▶ **Job**:
What lines of the data hold the string "React"? Pull each one out.

▶ **Dataset rows**:

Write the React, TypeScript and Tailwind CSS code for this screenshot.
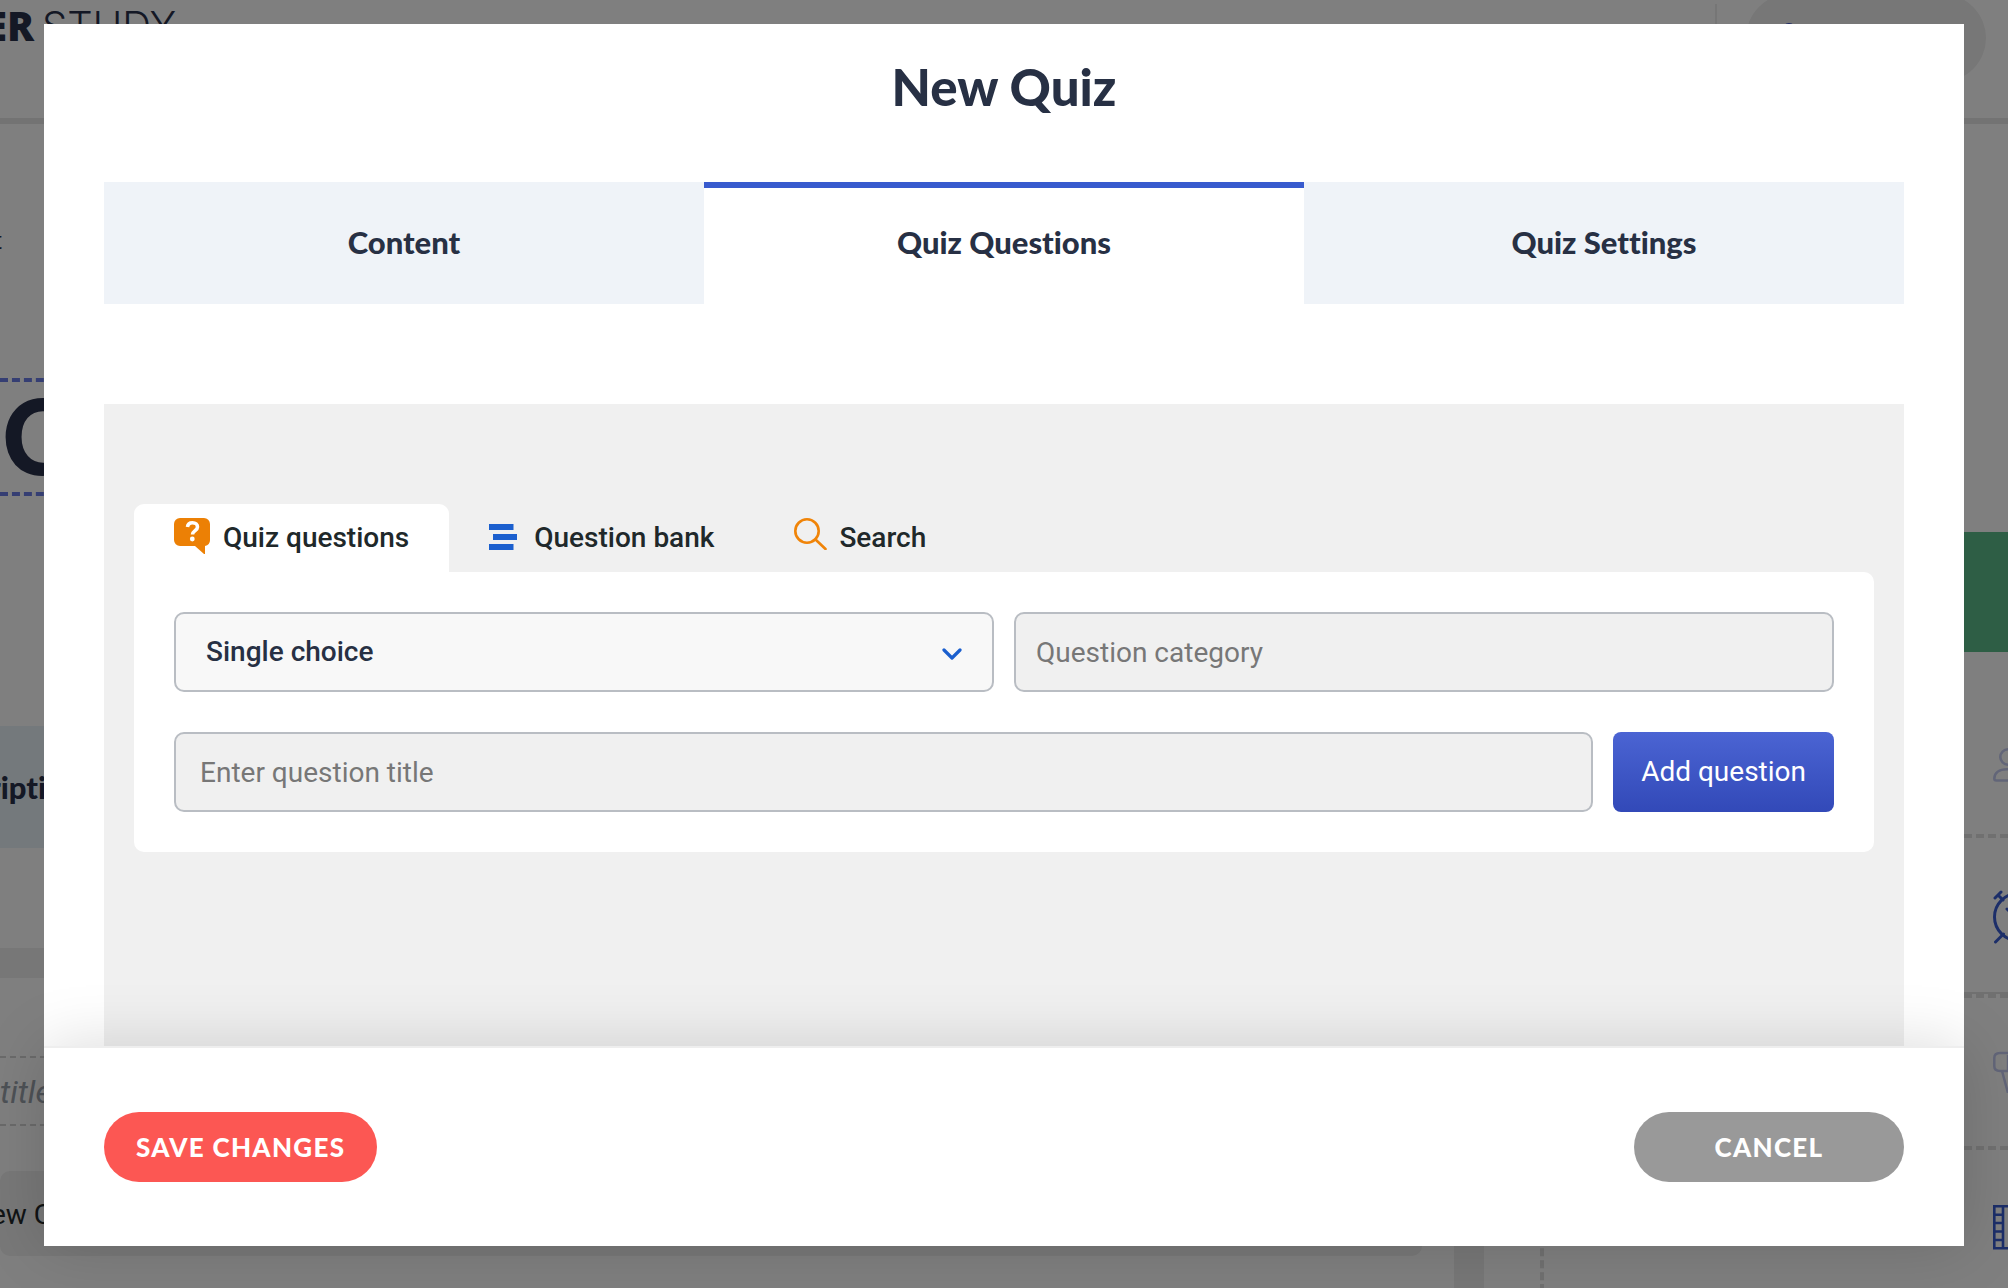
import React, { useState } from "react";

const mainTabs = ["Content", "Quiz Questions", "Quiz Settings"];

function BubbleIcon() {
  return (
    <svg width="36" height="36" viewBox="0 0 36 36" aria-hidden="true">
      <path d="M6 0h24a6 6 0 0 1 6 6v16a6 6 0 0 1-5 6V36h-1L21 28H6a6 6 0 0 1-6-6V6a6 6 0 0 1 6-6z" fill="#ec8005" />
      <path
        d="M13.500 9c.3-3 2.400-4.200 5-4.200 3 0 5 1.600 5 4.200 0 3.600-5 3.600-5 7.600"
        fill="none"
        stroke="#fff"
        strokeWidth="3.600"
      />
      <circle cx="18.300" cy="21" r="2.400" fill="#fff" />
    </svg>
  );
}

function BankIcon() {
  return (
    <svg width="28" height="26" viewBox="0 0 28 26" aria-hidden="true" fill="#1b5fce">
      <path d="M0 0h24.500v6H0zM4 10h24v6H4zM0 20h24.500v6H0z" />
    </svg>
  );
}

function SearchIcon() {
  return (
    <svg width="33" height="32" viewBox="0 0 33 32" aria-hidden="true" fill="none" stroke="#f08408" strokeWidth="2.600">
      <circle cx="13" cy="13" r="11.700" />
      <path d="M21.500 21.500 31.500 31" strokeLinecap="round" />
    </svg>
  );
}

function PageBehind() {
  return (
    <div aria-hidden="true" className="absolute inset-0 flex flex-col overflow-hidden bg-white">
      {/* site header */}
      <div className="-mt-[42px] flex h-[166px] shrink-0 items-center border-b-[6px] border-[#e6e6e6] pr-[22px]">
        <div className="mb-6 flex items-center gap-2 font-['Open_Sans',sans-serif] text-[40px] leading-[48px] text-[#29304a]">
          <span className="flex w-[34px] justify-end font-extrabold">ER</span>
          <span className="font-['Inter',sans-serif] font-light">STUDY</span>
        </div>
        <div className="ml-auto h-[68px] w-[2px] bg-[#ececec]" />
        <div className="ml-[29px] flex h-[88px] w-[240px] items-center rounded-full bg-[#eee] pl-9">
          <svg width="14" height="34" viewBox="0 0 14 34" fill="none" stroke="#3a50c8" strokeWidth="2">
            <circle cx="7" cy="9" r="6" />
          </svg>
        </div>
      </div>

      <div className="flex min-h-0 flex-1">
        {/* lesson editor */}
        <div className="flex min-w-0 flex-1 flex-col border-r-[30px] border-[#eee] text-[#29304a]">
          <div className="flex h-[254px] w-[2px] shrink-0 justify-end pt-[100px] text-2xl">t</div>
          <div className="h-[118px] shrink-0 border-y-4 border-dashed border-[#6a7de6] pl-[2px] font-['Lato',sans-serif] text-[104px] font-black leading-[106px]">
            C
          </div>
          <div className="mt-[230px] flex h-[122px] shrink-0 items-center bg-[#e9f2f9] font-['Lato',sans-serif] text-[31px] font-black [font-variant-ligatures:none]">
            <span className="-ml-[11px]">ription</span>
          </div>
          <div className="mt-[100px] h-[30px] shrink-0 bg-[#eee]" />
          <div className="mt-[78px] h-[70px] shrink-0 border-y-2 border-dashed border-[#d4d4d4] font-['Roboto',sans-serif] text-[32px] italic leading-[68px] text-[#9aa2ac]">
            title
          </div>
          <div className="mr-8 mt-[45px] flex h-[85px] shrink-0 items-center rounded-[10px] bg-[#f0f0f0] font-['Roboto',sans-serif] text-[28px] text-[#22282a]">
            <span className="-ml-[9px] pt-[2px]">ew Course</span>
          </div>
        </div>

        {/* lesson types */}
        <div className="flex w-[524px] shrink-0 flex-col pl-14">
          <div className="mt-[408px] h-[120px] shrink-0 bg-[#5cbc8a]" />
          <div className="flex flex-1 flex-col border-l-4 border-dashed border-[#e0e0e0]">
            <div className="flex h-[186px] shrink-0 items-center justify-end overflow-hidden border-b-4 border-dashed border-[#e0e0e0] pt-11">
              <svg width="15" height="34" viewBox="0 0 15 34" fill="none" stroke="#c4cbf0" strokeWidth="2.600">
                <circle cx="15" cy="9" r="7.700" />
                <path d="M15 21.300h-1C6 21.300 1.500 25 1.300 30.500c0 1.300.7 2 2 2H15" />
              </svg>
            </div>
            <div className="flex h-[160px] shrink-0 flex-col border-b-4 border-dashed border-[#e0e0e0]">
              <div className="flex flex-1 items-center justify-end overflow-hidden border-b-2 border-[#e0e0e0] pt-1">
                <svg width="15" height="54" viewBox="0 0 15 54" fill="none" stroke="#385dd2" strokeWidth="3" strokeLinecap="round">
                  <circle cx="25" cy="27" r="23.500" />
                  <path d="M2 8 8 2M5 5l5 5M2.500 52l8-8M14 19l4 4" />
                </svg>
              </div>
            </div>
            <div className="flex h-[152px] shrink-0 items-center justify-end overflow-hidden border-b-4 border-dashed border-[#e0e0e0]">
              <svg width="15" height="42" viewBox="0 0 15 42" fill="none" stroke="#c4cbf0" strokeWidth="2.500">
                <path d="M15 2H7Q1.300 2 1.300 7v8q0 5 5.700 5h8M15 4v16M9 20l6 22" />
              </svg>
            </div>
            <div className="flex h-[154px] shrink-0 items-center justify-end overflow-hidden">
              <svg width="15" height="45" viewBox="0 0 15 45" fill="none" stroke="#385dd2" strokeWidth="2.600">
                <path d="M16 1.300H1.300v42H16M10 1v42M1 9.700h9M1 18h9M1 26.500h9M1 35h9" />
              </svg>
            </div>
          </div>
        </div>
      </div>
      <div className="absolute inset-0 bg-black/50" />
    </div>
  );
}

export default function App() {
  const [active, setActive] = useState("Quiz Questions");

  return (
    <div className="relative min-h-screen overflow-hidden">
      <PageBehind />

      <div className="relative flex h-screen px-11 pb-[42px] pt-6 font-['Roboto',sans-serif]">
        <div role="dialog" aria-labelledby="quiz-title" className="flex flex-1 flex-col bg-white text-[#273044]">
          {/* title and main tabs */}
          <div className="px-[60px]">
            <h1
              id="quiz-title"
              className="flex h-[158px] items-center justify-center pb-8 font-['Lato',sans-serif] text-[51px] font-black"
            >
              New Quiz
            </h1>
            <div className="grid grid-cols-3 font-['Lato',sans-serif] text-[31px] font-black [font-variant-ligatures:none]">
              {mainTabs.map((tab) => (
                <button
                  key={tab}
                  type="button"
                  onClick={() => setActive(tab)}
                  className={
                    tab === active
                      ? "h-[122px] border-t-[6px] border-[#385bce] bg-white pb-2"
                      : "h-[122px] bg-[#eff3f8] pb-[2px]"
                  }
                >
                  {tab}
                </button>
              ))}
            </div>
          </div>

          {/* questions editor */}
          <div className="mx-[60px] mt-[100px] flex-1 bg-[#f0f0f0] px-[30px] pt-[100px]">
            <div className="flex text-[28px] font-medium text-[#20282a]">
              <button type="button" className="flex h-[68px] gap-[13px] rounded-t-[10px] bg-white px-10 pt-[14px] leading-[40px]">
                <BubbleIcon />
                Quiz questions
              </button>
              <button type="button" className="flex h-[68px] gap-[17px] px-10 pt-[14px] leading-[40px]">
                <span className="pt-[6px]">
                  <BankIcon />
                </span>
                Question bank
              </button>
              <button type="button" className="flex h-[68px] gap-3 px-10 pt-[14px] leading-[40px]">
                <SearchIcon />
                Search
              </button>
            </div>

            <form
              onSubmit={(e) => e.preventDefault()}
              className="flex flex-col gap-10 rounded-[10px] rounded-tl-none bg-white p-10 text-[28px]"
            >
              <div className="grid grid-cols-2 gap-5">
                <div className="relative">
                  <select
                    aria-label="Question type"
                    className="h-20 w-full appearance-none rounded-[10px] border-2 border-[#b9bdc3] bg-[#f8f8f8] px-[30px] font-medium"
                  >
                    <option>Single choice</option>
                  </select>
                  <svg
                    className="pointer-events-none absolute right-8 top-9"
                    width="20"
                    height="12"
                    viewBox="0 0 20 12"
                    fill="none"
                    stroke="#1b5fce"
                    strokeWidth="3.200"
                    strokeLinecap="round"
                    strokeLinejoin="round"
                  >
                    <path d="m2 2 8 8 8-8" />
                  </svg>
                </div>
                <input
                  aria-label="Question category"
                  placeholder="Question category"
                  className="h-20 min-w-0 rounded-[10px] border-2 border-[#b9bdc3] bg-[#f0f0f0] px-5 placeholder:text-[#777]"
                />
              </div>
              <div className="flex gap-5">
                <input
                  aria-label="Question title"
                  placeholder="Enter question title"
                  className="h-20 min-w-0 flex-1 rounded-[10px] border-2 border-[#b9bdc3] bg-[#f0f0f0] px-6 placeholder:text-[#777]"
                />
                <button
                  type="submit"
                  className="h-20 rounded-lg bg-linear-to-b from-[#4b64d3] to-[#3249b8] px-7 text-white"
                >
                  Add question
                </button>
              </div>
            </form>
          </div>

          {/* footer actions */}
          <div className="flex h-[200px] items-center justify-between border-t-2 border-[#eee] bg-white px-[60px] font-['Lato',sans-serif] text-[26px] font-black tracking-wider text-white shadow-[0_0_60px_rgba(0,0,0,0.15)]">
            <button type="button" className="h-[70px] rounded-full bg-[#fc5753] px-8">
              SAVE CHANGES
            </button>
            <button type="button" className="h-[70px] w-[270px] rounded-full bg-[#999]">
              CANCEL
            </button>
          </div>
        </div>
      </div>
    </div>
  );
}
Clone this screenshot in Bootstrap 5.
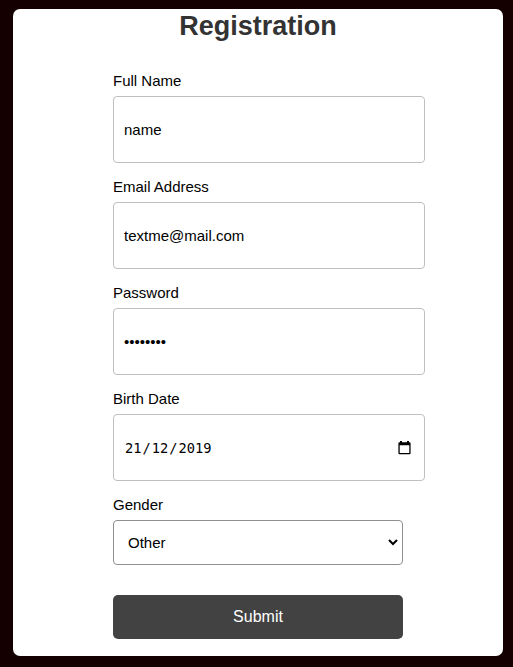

▶ **Task answer**:
Write the React, TypeScript and Tailwind CSS code for this screenshot.
import React, { useState } from "react";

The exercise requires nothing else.